15 minutes earlier, I’m parking in a cute little neighborhood in Eastlake, walking through the front entry of a shop on a hunch and the moment I’m through the doors, I know, somewhere deep and prickly where I keep the fight or flight and the fire=good, this sandwich is going to be legit. That these dudes are most certainly not fucking around and that I’m going to remember this. There are beer taps lined up against the wall, chalkboards with exotic sounding beer names scrawled on them like they change them a lot. Soft white pine walls and hipster lightbulbs with the coils dim and discernible in their glass tubes. Before he ever comes out of the back, I can pretty much guess that whoever takes my order is going to have some ironic facial hair, and goddammit, you say what you want about hipsters, but they throw their weight around when it comes to food. How couldn’t they? How could you spend that much time cultivating hat styles, record collections and knick knacks and then go around spreading Velveeta on people’s sandwiches? You couldn’t, that’s how.

The menu painted on the tiles behind the counter is the kind of shit that has Anthony Bourdain waking up in a cold sweat fully sprung. Turkey and havarti and aoli? Fried chicken and pork belly? You beautiful bastards.

If I didn’t have to work, I would have stayed there to enjoy my meal in the gentle throes of the classic rock ripping through the sound system. Instead I scuttled out like a squirrel with a nut. Buckled it into the passenger seat of the car that I had to hop off a bus to rent because my Volvo shit the bed so hard that the mechanic offered me Hagans coupons for the pink slip.

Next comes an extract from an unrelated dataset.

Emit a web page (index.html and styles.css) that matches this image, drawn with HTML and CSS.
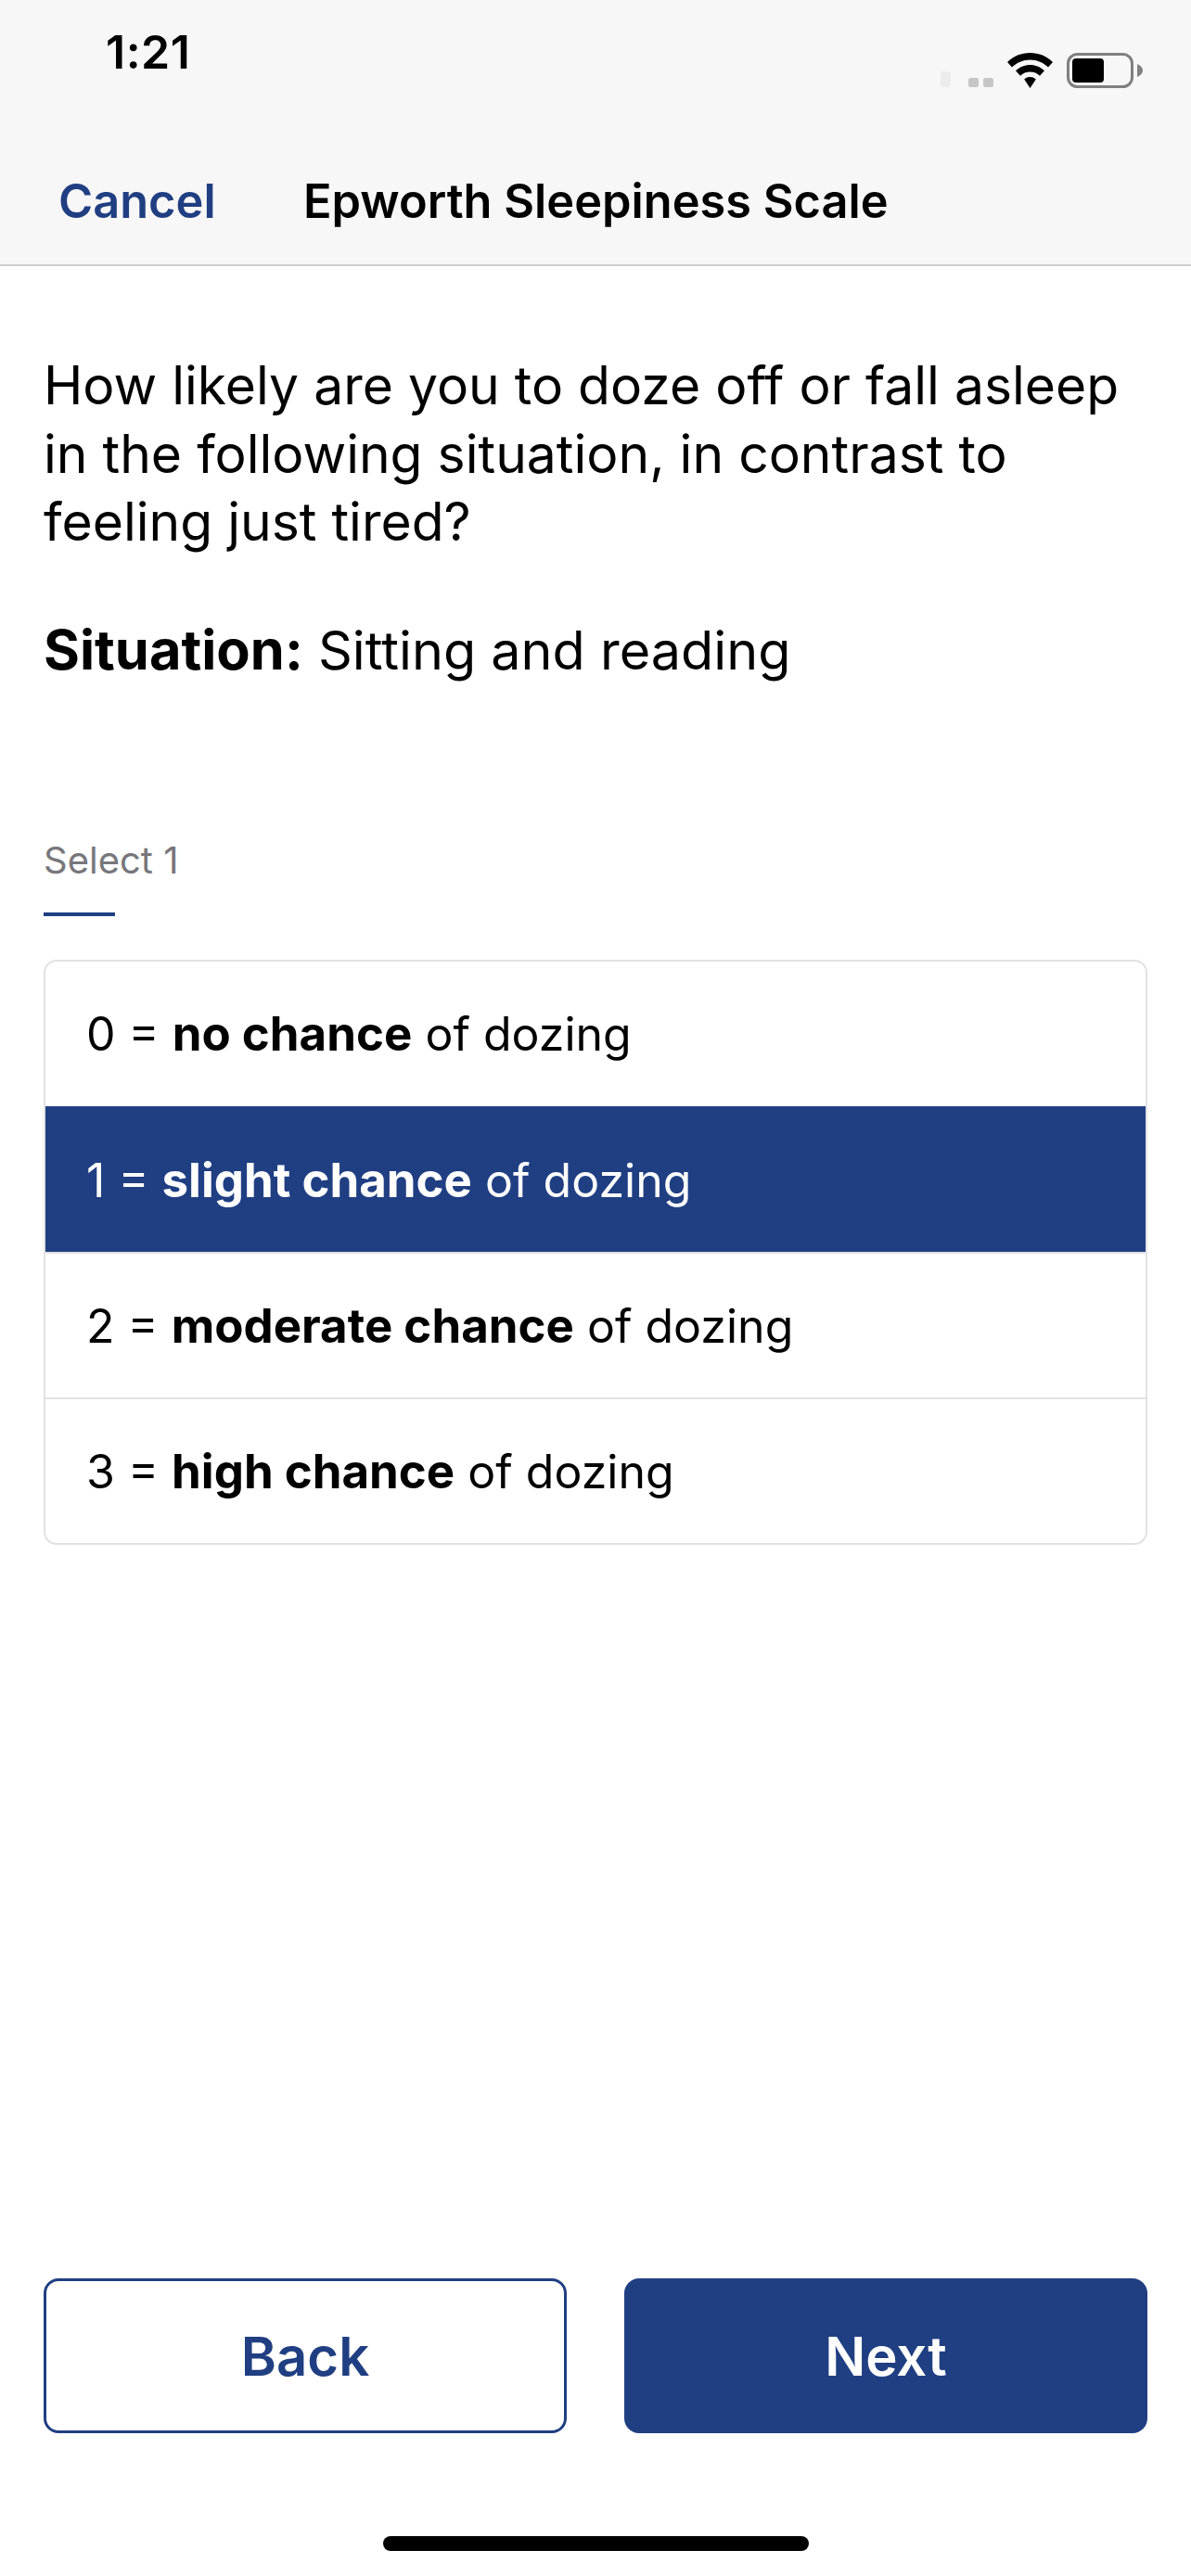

Anyway, that brings us to here, sitting in the cavernous darkness of the Safeway parking lot, brick of steamy gold in my lap.

I peel the wrapper off with the feverish care of a bomb technician. The paper sticks to the cheese that’s been panini pressed into it, threatens to pull the top slice off the bread. Steady now, Burden, easy does it. Then it’s done, two halves with cheese stringing between them, steam wafting off it under the overhead lights. This particular sandwich is stacked to the crispy bread ceiling with turkey and pork belly, peppered with tomato and lettuce and then drizzled with a homemade ranch dressing that makes you wish the Hidden Valley would stay hidden.

Valhalla. I’m going in.

You fill me right up baby, you fill me right up.

Now I realize that as I’m rattling off these ingredients and waxing poetic about something I had to pull out of wax paper, some of you are rolling your eyes. What you don’t understand is that this sandwich is the Ryan Gosling of the food world…

Sandwiches aren’t some people’s forte. They’re not everyone’s type. Maybe they’re against your values and you think it’s unnatural for two pieces of bread to join in holy matrimony with that many meats and cheeses. Maybe you just don’t swing that way. But if you found yourself across a table from one of these sumbitches…hard boiled egg dribbling down the edges, pork belly sizzling seductively beneath a blanket of bread…you’d lay your Hamophobia aside…you’d eat it.